DATASET RECORDS:
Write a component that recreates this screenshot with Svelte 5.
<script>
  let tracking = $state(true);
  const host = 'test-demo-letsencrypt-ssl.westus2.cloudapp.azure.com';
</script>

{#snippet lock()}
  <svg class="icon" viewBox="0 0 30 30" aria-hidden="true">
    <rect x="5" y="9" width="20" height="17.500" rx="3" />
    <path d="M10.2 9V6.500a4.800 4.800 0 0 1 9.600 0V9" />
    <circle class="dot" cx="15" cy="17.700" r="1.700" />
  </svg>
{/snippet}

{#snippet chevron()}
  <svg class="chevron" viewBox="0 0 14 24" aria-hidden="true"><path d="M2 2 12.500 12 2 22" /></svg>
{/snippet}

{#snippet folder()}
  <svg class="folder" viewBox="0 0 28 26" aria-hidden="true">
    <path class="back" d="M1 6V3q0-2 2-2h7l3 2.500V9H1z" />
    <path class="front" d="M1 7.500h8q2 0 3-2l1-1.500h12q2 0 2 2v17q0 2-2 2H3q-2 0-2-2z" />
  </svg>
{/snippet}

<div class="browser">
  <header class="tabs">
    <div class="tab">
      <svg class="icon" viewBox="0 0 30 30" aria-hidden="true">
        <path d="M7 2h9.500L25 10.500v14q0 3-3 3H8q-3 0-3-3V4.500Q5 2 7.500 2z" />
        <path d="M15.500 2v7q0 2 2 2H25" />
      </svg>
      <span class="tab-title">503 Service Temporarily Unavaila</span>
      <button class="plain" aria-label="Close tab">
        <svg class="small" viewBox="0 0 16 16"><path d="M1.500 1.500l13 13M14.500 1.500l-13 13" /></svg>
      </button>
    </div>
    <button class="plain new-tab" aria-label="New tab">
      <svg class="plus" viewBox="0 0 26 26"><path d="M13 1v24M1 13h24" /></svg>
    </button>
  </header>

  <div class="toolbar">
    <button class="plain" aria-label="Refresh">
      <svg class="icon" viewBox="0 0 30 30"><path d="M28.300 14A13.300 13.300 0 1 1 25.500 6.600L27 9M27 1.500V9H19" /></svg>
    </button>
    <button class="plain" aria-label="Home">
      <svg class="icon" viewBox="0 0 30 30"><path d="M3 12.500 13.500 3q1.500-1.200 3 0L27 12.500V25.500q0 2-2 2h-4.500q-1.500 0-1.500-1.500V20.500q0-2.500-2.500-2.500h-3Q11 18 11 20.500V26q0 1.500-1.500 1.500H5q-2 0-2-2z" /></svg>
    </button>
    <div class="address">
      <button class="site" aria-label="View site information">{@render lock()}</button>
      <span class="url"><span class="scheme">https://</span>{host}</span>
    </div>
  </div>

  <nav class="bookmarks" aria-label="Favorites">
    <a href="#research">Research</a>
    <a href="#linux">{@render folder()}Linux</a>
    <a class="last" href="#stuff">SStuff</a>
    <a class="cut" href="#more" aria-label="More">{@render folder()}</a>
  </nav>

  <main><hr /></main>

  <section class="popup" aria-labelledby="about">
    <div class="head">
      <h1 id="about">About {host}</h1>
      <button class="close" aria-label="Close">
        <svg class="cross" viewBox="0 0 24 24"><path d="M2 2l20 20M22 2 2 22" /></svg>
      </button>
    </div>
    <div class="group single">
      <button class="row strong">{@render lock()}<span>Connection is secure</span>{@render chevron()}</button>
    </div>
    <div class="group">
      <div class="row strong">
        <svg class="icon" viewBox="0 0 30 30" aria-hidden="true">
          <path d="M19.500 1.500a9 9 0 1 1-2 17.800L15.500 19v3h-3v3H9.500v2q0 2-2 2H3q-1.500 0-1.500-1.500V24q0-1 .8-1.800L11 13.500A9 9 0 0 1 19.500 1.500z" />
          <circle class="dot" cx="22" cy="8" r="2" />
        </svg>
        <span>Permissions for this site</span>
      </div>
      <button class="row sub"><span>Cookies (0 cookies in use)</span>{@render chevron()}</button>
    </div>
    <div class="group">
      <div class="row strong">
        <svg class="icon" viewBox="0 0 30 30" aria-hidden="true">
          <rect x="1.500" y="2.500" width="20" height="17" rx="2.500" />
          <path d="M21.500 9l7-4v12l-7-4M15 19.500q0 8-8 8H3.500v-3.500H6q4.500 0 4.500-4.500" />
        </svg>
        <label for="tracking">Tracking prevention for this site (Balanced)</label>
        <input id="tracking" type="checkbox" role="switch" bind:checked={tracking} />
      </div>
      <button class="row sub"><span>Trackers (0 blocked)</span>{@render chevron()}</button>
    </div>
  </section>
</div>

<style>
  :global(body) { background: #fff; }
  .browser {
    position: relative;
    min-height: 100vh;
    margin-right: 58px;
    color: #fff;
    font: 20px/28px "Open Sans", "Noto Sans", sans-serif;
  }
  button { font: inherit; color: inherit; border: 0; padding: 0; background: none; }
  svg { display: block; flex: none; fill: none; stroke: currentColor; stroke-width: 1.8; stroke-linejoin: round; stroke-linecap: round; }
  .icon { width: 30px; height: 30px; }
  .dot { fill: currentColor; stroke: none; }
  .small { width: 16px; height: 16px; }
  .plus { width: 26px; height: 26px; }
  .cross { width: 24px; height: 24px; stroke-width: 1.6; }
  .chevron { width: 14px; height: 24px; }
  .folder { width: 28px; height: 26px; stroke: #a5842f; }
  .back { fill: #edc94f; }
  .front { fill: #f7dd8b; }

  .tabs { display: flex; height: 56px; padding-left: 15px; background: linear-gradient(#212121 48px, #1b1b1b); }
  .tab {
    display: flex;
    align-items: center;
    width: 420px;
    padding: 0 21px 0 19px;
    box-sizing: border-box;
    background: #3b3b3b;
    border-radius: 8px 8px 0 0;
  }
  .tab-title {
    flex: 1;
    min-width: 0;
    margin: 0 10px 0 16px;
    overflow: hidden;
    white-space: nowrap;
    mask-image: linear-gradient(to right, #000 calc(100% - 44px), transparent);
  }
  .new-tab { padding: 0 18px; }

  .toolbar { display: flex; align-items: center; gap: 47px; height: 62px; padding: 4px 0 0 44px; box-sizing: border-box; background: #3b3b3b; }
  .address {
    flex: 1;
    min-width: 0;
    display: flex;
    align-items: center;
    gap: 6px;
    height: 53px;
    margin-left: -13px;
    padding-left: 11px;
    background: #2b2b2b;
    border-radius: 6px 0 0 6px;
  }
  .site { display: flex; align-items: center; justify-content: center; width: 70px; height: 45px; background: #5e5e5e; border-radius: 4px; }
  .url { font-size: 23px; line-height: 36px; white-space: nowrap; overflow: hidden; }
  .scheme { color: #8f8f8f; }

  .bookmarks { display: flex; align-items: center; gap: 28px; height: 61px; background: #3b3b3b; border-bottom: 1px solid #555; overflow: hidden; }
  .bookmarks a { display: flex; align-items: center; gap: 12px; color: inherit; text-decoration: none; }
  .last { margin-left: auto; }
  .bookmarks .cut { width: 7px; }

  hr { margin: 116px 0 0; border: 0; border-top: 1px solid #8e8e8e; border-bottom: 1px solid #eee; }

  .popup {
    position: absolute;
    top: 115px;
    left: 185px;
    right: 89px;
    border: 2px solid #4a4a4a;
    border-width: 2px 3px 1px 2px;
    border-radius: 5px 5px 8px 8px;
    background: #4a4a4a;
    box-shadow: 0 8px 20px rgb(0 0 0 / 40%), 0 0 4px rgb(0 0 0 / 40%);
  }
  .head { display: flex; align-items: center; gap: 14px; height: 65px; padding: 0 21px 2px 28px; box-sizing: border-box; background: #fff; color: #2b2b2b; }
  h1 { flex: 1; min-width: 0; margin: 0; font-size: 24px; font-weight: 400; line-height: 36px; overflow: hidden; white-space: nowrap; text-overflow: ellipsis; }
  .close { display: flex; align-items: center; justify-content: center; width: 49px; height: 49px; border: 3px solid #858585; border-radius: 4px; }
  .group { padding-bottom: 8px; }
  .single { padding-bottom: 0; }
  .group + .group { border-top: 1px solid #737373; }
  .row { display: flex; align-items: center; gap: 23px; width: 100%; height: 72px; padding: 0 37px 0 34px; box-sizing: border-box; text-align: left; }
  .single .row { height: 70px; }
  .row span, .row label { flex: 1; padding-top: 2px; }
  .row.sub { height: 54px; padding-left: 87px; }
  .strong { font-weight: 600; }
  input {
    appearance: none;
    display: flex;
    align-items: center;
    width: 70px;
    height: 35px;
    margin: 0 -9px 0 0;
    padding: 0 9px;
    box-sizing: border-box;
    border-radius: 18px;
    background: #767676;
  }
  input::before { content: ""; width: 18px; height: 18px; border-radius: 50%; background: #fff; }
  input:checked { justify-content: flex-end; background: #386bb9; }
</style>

* * *

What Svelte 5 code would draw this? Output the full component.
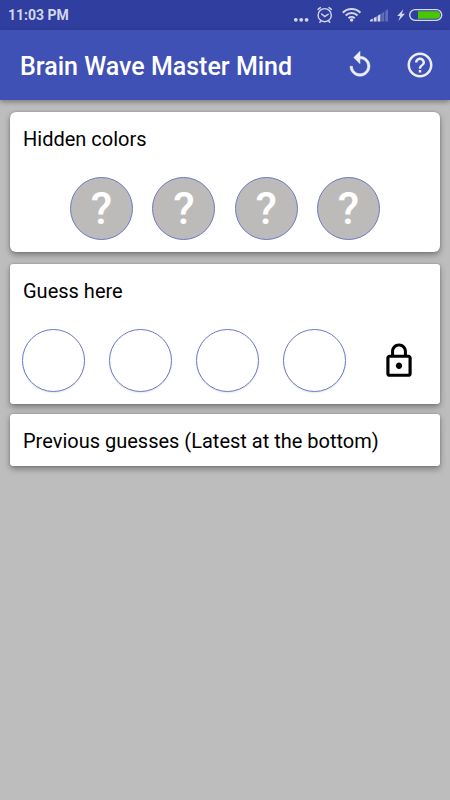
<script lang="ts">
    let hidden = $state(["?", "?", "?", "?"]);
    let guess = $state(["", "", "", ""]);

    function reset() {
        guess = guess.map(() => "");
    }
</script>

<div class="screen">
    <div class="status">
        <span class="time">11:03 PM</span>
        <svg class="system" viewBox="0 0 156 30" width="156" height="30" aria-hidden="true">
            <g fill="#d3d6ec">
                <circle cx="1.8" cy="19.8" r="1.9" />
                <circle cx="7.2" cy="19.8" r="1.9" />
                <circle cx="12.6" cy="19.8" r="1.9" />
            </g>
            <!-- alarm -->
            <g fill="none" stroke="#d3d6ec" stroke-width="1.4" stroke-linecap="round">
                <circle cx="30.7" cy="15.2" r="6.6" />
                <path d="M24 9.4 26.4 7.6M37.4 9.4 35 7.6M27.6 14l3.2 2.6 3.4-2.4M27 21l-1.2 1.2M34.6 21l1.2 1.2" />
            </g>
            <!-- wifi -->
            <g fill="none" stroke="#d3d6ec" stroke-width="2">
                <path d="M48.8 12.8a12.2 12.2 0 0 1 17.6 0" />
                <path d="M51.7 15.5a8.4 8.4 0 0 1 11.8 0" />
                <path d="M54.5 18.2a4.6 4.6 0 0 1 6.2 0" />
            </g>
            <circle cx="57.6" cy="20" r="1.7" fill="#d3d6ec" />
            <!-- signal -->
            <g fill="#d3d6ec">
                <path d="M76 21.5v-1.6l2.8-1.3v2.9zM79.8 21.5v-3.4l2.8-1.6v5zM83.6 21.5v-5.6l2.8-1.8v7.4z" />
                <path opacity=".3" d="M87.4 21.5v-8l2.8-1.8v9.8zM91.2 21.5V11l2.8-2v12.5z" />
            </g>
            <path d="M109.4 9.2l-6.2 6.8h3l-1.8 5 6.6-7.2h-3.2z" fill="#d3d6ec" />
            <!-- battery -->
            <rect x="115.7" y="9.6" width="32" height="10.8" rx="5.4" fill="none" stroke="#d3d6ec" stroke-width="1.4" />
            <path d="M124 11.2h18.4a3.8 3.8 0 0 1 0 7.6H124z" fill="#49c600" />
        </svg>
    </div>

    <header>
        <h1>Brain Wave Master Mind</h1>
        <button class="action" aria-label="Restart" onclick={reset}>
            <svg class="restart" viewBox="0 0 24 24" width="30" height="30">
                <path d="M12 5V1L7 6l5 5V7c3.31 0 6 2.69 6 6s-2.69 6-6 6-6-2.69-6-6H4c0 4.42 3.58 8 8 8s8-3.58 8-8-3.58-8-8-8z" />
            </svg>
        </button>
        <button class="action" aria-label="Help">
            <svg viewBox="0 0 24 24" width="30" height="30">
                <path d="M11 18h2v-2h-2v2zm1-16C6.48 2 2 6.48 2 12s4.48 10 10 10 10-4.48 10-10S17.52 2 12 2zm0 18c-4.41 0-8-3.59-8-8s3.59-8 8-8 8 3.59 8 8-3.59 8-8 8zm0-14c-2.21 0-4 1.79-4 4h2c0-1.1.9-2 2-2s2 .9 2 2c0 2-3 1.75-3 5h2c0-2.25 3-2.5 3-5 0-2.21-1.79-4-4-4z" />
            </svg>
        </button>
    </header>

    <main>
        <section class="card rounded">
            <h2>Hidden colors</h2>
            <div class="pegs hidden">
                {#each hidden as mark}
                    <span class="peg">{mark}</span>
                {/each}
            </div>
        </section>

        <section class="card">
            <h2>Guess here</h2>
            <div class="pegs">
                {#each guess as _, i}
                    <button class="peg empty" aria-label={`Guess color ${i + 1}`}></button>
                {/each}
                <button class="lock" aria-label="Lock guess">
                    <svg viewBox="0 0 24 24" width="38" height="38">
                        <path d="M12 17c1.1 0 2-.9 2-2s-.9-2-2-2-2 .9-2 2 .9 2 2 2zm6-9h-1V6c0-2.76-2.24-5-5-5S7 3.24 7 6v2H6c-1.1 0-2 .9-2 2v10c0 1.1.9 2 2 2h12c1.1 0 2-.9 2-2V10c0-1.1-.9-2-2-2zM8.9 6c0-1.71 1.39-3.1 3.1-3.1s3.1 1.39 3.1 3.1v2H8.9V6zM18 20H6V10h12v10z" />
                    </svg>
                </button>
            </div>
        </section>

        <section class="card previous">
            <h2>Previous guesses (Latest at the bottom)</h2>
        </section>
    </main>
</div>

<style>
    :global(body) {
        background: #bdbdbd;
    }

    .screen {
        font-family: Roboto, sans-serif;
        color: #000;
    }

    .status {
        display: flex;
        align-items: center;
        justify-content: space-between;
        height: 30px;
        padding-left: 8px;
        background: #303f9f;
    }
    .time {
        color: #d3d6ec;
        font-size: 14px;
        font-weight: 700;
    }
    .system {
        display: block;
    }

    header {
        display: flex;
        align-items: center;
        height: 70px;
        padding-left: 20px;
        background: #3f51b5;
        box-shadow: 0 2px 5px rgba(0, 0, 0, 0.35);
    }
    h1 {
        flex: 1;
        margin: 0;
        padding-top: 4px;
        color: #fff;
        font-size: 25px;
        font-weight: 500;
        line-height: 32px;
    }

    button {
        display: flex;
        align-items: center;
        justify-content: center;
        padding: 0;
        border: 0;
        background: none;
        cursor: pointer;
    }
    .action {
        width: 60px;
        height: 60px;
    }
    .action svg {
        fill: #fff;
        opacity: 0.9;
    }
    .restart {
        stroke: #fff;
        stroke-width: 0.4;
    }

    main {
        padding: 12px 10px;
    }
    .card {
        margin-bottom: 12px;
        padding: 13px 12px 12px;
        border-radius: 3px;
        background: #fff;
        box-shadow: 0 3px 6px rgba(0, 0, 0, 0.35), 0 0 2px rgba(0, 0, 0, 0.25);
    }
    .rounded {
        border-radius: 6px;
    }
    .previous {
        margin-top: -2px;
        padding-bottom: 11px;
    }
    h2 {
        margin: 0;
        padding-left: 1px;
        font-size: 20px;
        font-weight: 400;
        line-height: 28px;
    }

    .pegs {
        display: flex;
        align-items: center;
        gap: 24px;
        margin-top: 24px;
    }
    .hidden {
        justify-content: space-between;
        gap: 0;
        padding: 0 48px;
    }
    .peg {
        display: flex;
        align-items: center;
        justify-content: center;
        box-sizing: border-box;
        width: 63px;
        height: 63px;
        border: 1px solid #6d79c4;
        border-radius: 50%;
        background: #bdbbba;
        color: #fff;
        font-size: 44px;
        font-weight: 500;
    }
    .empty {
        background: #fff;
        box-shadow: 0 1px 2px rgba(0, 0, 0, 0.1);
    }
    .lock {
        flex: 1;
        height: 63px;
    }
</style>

---

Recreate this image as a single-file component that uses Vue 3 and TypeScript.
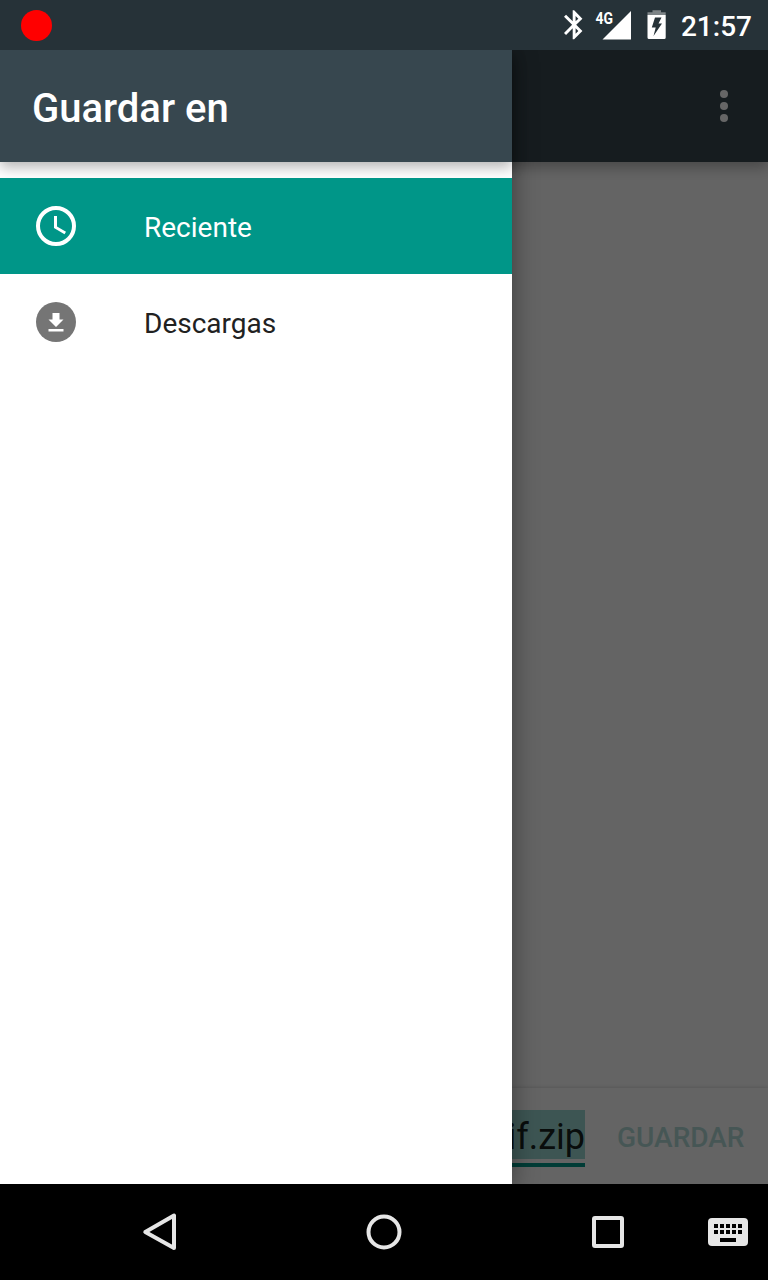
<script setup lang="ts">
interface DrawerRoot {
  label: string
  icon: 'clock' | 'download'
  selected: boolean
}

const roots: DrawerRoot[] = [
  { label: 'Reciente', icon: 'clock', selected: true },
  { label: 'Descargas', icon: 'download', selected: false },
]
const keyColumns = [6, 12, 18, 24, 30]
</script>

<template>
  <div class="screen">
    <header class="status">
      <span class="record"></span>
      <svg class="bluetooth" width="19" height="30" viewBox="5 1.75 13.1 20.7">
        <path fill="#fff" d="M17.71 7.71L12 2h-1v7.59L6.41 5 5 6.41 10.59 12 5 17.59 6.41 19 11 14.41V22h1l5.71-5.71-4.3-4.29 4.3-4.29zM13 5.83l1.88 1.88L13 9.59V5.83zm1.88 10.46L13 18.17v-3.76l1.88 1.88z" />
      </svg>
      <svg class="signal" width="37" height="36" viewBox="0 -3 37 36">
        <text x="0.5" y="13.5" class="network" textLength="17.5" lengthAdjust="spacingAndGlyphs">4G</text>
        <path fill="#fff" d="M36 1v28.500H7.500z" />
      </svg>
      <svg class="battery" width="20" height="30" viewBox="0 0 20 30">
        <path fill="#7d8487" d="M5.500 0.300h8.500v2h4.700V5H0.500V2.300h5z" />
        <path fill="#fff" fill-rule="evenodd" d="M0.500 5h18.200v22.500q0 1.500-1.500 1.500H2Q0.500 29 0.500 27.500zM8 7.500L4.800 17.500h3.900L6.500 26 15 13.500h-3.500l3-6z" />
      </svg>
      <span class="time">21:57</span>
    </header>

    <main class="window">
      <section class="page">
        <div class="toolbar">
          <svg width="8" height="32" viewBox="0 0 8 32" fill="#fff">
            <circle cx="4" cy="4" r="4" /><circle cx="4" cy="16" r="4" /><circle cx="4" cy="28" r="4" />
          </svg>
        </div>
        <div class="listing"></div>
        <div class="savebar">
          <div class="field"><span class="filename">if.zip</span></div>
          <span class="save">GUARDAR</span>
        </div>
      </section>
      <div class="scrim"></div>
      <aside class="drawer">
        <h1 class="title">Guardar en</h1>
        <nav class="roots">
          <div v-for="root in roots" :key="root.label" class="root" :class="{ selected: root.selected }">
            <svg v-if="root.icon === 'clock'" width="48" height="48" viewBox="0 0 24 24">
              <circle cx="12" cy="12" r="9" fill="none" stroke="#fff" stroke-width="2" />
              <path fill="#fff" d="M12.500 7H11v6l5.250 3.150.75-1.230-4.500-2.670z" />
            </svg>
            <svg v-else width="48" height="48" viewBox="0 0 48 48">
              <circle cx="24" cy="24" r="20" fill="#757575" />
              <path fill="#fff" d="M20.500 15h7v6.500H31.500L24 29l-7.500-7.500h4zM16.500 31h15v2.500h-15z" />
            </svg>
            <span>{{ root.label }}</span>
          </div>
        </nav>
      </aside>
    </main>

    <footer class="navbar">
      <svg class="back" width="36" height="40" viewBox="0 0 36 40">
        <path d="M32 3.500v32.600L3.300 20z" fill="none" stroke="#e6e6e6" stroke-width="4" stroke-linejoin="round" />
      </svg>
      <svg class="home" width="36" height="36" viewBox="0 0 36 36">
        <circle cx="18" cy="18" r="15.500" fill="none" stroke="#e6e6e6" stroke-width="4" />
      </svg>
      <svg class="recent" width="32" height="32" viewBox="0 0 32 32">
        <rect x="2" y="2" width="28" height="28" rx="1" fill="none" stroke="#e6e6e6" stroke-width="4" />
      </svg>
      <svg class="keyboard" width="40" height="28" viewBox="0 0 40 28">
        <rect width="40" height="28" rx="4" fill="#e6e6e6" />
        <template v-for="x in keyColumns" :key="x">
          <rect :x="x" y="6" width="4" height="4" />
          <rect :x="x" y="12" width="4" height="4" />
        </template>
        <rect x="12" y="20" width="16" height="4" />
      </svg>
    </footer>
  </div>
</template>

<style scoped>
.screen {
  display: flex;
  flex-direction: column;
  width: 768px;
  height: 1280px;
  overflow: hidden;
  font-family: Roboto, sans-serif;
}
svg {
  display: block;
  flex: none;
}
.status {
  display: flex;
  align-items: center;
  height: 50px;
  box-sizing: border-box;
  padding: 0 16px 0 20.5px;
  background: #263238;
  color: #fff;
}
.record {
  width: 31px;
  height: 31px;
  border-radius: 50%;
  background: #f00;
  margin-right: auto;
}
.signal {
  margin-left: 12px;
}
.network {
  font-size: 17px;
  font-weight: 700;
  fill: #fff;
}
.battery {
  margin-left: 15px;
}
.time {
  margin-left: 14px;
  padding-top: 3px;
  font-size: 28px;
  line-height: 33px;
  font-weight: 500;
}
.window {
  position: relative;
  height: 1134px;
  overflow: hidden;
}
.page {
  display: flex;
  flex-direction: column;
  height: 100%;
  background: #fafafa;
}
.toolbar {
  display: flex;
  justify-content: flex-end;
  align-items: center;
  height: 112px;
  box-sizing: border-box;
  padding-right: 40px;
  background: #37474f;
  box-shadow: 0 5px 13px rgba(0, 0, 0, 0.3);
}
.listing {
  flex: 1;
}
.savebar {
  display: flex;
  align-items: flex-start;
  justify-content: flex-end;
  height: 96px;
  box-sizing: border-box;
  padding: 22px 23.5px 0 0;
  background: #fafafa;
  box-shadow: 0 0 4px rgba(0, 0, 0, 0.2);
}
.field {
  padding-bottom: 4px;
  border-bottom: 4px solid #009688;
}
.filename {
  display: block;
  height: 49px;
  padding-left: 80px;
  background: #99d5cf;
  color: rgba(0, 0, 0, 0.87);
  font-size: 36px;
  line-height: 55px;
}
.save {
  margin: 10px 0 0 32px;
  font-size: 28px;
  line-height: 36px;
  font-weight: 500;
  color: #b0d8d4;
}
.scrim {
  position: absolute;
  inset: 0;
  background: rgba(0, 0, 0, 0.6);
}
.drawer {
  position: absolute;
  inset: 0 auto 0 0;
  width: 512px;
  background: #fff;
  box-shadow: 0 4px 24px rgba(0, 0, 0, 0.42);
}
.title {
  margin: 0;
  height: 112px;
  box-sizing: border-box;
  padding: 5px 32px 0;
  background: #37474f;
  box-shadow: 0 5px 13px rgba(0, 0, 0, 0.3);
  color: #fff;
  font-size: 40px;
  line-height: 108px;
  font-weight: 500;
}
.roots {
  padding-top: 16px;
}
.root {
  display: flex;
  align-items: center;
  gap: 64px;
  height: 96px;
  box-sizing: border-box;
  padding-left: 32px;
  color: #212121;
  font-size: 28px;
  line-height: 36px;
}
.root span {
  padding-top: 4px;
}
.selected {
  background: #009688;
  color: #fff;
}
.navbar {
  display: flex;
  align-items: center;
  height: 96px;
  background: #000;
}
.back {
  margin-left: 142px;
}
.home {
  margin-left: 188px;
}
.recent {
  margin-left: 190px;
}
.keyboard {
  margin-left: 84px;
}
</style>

REQUIREMENT:
Copy each line of the records that contains the word "single".

RESPONSE TO THIS EXERCISE:
    <div class="group single">
  .single { padding-bottom: 0; }
  .single .row { height: 70px; }
Recreate this image as a single-file component that uses Vue 3 and TypeScript.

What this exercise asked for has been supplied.